Implicit model in deep learning

  • Implicit layers // implicit models: certain layer will have a “hard constraint” about wha it does - very intentional, very constrained.
  • Very lucrative (in terms of publications)!
  • It turns out that any structure you want to incorporate to a NN has some well defined functions of f(x, y; theta) = 0
  • Example: physics, optimizations can be expressed in this way.
  • Problem: ML training typically use gradient based methods to train your NN. But when you have an implicit layer, the gradient based methods (back prop, etc) doesn't always work
  • Implicit differentiation, goes back many decades.

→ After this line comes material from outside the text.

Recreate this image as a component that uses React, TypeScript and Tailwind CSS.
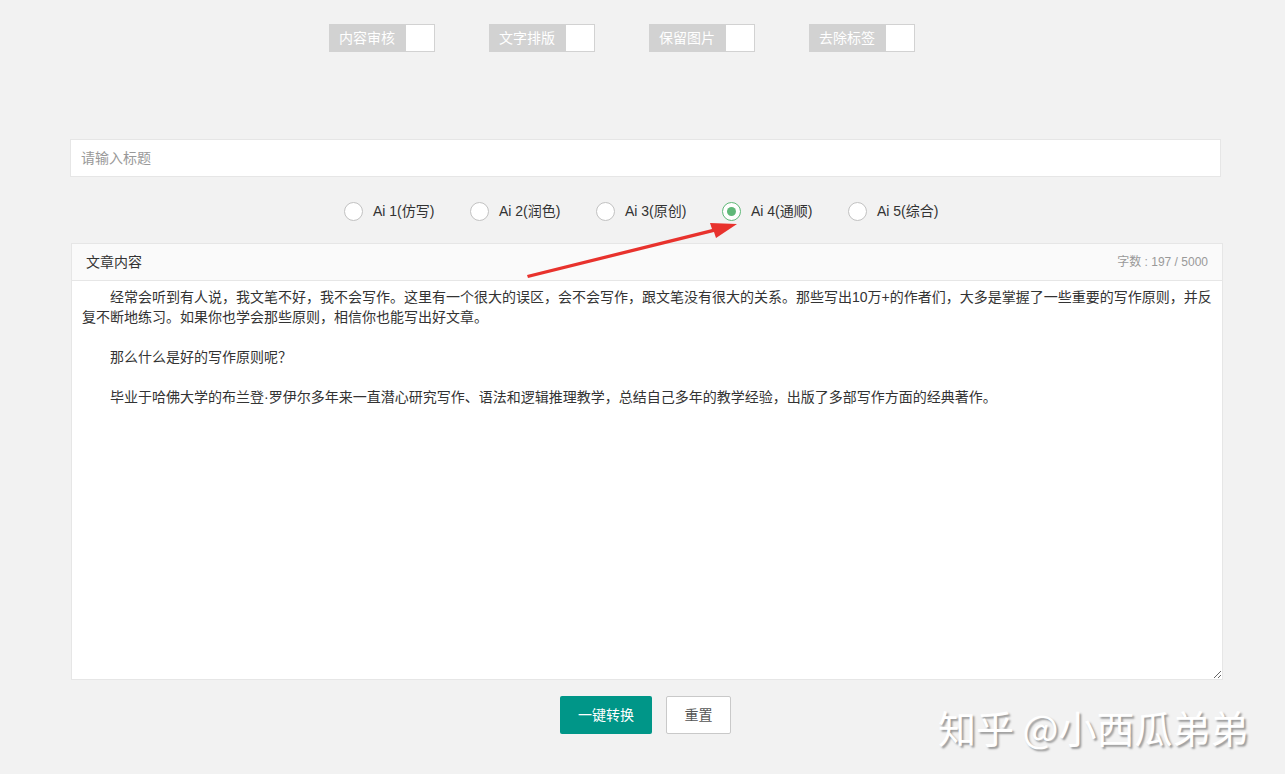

This powerful tool will allow us to use the physics based equations in our back prop.
  • Important point: we are not advocating to unroll the solution procedure of the implicit function, then backdrop through that. Can work, but very it's memory intensive, creates long graphs
  • Instead: find exact solution, and backprop (analytically) through it
    • Much more memory efficient
    • Often effective “free” after computing forward pass

Learning with differentiable physics

  • Incorporate a differentiable physics simulator within an implicit layer in a deep network: enforce the requirement that these physical elements of the network
  • Three steps to build differentiable physics engine
    • Express equations of rigid body motion as linear complementary problem (LCP)
    • Apply implicit function theorem
    • Efficiency computing backprop
  • Application: system identification (ball collision with chain)
  • Application: simulation for visual dynamics
  • Application: model-based RL for breakout (Atari break out game)

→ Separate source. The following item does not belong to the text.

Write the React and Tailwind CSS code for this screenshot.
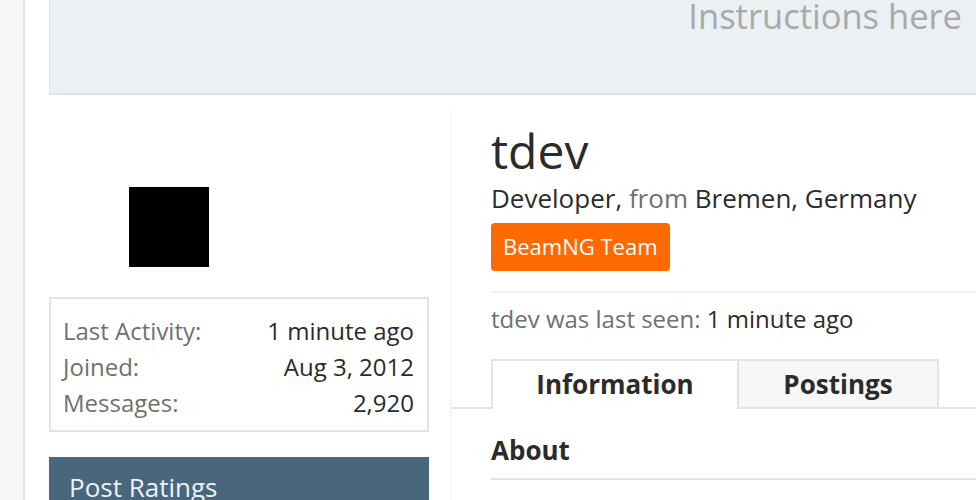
const App = () => {
  return (
    <div className="flex min-h-[500px] h-[500px] overflow-hidden bg-white font-['Open_Sans',sans-serif] text-[#2b2b2b]">
      <div className="w-[25px] shrink-0 bg-[#f5f7f9] border-r-2 border-[#e2e4e6]" />

      <div className="flex-1 pl-[24px]">
        <div className="h-[95px] bg-[#ebf0f4] border-l border-b-2 border-[#dce3e9] flex justify-end pr-[14px]">
          <div className="text-[34.5px] leading-[34px] -mt-[1px] text-[#a9a9a9]">Instructions here</div>
        </div>

        <div className="flex mt-[12px]">
          <div className="w-[380px] shrink-0">
            <div className="pt-[80px] pl-[80px]">
              <div className="w-[80px] h-[80px] bg-black" />
            </div>

            <div className="mt-[30px] border-2 border-[#e3e3e3] pl-[12px] pr-[13px] pt-[14px] pb-[9px] text-[24px] leading-[36px]">
              <div className="flex justify-between">
                <span className="text-[#707070]">Last Activity:</span>
                <span>1 minute ago</span>
              </div>
              <div className="flex justify-between">
                <span className="text-[#707070]">Joined:</span>
                <span>Aug 3, 2012</span>
              </div>
              <div className="flex justify-between">
                <span className="text-[#707070]">Messages:</span>
                <span>2,920</span>
              </div>
            </div>

            <div className="mt-[25px] bg-[#48667c] px-[20px] pt-[14px] pb-[12px] text-[26px] leading-[32px] text-[#eef2f5]">
              Post Ratings
            </div>
          </div>

          <div className="ml-[21px] flex-1 border-l border-[#f3f3f3]">
            <div className="pl-[40px]">
              <h1 className="text-[48px] leading-[64px] mt-[12px]">tdev</h1>
              <div className="text-[26px] leading-[32px] -mt-[1px]">
                Developer, <span className="text-[#707070]">from</span> Bremen, Germany
              </div>
              <div className="mt-[9px] inline-block rounded-[4px] bg-[#ff6a00] px-[12px] pt-[8px] pb-[9px] text-[22px] leading-[31px] text-white">
                BeamNG Team
              </div>
              <div className="mt-[20px] border-t-2 border-[#f3f3f3] pt-[11px] text-[24px] leading-[30px]">
                <span className="text-[#707070]">tdev was last seen:</span> 1 minute ago
              </div>
            </div>

            <div className="mt-[25px] flex border-b-2 border-[#e3e3e3] pl-[40px]">
              <div className="-mb-[2px] w-[248px] border-2 border-b-0 border-[#e3e3e3] bg-white pt-[7px] pb-[9px] text-center text-[26px] font-bold leading-[32px]">
                Information
              </div>
              <div className="w-[200px] border-2 border-l-0 border-b-0 border-[#e3e3e3] bg-[#f7f7f7] pt-[7px] pb-[7px] text-center text-[26px] font-bold leading-[32px]">
                Postings
              </div>
            </div>

            <div className="pl-[40px] pt-[25px]">
              <div className="border-b-2 border-[#e3e3e3] pb-[12px] text-[26px] font-bold leading-[32px]">About</div>
            </div>
          </div>
        </div>
      </div>
    </div>
  );
};

export default App;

Incorporating decision-making into deep models

  • The real cost in sustainability domains: in training ML models, we have an internal loss function to get our model trained. However, for ML models in the real world, the loss function you use in model training may not reflect the real cost.
  • Reference: OptNet - differentiation through a convex QP solver

Fireside chat on remote sensing and artificial intelligence

Speakers:

  • Victoria Coleman (Atlas AI)
  • Ram Rajagopal (Stanford)
  • Rose Rustowicz (Descartes Labs)
  • Jack Kelly (Open Climate Fix)
  • Grega Milcinski (Sinergise)
  • Ram - Remote sensing: there is a lot of need to validate what's going on in the field. Given the imperfect information you get from remote sensing, how to you make informed decisions based off uncertainty?
  • Computer vision is a more well developed problem for natural images (photos of things in real world), but the remote sensing data is different - much fewer labelled data, things are closely packed together, features are smaller - it may not be as much a “solved” problem as people think.
  • Random Forest does just as well as deep learning for agriculture, and much more scalable
  • Victoria: in agricultural applications, random forest can achieve equal or better result as deep neural networks. Do you have any insights on what makes agricultural application different from other remote sensing applications that makes it much suitable to be handled with random forest models? Also, what are the feature (columns) you feed into the RF model? Would it be just the RGB channel values at each pixel (so # of features == # of pixels x # of channels)?
    • Answer: I suspect it's because we do multiple passes which breaks down a complex problem into a number of simpler ones that RF works well for. Crop classification is done at the pixel level using both spectral and temporal features.
  • How does your model influence the world? (e.g. solar production forecast) - say you have a perfect model, the way that the model can make impact on climate change is through convincing stakeholders (e.g. grid operators) that they can use the model, and the model is trust-worthy.
  • Jack Kelly: we're currently entirely focused on PV nowcasting. In the near future, we hope to release a dataset of satellite imagery & solar PV data for the UK, and we'd love for people to work on that! We'll also be releasing more open source tools to work with the data.
  • Descartes platform has been super helpful for researchers and students to use that platform.